Si de premier abord A Time to Love a tout du récit classique d’amours contrariées, le film de Huo Jianqi est une œuvre touchante qui parvient à se détacher du tout venant du mélodrame asiatique. Histoire de l’amour d’une vie, contrecarré par une hérédité de tristesse et de douleur, c’est un film d’autant plus rare et intéressant qu’il ne fait pas partie des œuvres d’émancipation, émotionnelles et politiques, façon Une jeunesse chinoise [1], mais bien des films soutenus et récompensés par le Bureau des Films chinois. Un film forcément mesuré donc, aussi bien dans son discours amoureux et d’opposition filiale, que dans son inscription implicite dans une ouverture culturelle de la Chine vers le monde extérieur, et plus particulièrement occidental.

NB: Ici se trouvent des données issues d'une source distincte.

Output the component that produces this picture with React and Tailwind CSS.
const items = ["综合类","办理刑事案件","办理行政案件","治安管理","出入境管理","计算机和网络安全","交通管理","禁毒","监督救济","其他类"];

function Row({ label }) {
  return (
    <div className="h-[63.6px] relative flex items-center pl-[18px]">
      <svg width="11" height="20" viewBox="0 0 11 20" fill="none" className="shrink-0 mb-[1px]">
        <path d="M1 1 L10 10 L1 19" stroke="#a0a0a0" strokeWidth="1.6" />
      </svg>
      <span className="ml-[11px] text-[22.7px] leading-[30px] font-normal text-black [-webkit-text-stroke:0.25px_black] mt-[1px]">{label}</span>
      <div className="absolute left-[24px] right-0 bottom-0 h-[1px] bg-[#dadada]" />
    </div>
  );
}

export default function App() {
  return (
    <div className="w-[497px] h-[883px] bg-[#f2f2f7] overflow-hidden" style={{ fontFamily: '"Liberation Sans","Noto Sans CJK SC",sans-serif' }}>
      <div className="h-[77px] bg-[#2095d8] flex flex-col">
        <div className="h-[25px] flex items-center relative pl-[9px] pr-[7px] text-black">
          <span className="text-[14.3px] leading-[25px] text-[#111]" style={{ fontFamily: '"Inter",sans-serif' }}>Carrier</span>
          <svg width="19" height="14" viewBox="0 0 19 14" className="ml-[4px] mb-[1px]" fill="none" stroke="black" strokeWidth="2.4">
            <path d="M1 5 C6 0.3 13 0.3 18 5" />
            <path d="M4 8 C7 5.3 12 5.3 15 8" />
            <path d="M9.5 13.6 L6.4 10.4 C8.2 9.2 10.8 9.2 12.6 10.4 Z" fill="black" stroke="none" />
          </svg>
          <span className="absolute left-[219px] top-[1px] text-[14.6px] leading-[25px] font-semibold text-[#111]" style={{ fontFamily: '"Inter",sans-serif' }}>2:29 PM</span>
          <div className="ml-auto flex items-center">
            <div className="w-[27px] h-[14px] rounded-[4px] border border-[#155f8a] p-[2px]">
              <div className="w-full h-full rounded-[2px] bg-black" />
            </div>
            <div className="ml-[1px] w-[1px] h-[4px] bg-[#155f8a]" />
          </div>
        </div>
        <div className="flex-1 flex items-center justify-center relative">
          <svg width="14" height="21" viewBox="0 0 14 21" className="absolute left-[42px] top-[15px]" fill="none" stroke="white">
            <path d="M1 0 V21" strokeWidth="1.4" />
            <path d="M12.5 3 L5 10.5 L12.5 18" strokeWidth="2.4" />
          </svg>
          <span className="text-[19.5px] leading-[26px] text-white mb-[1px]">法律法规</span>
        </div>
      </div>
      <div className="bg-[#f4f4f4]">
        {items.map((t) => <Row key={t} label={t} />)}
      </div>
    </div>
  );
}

Car en décidant d’affirmer un parallèle conscient avec Roméo & Juliette, plutôt que d’en constituer une simple déclinaison, A Time to Love tisse un lien évident avec l’héritage de la Révolution Culturelle Chinoise. « C’est comme si cette histoire était restée enfouie pendant des centaines d’années, attendant qu’on la découvre. » Qu Ran et Hou Jia, profondément chinois, se reconnaissent en ces amants italiens, dépeints par une plume anglaise, en point de voir toutes les adaptations de la pièce, des films aux ballets, de se fasciner pour ses diverses représentations. Bien que, dans un soucis de consensus subtil, Huo Jianqi choisisse de n’expliciter que le caractère affectif de cet intérêt compulsif, miroir exagéré d’une relation impossible, on distingue très nettement les contours d’une ouverture culturelle prononcée, presque célébrée dans son désir d’exhaustivité.

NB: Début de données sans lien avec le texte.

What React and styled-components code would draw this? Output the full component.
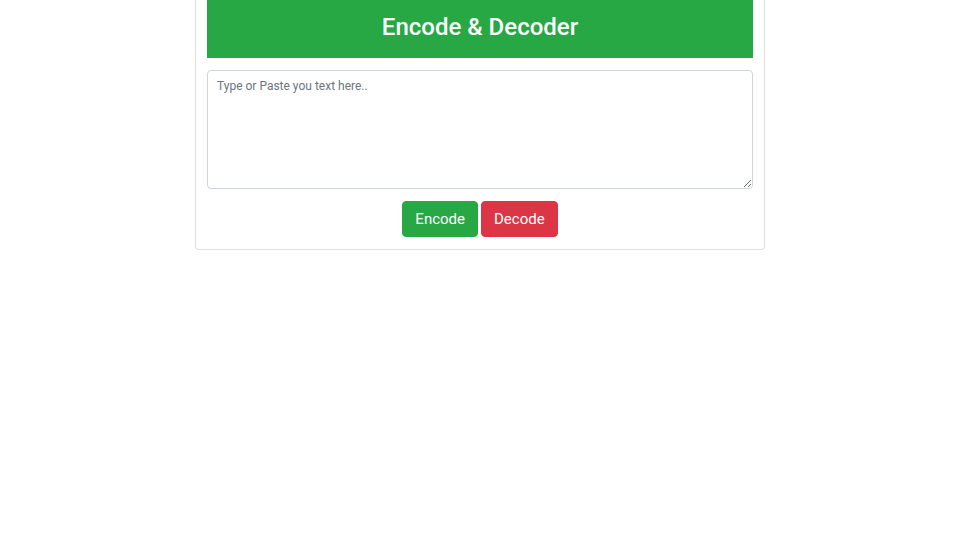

Qu Ran et Hou Jia trouvent dans Shakespeare la force de vivre leur amour à un niveau non plus affectif mais passionnel, forcément destructeur. En tenant tête à leurs parents, ils s’opposent à un héritage historico-culturel traditionnel et prennent leur destin en main, chinois « nouveaux ». Pourtant le bonheur n’est pas si simple à trouver, car l’opposition au système ne peut se faire que dans la douleur et dans la peine : il est impossible de se séparer de sa famille – la Mère Patrie – si facilement. Bien que A Time to Love reconnaisse la force et la valeur de l’amour des deux jeunes adultes, vecteur de renouveau, de remise en question, il les condamne à être laissés pour compte dans cette occidentalisation partielle de la Chine. Et ce moment propice à l’amour qui donne son titre au film, de disparaître sans que Qu Ran et Hou Jia aient pu en profiter. Une conclusion triste mais cohérente, sacrifice demandé par le système en échange d’une reconnaissance, qui parvient à respecter le cahier des charges de la censure chinoise tout en affirmant une personnalité forte. Huo Jianqi a pour lui une caméra très habile à défaut d’être virtuose, affirmant la maîtrise de plans séquences et de cadrages délicats, mais surtout l’aura si particulière de la gracieuse Zhao Wei [2].

A Time to Love est disponible en DVD chinois, sous-titré en anglais.

[1L’excellent et très charnel film de Lou Ye, sorti l’an passé sur nos écrans, vient d’ailleurs d’être édité en DVD.

[2L’actrice a été plusieurs fois primée pour sa prestation.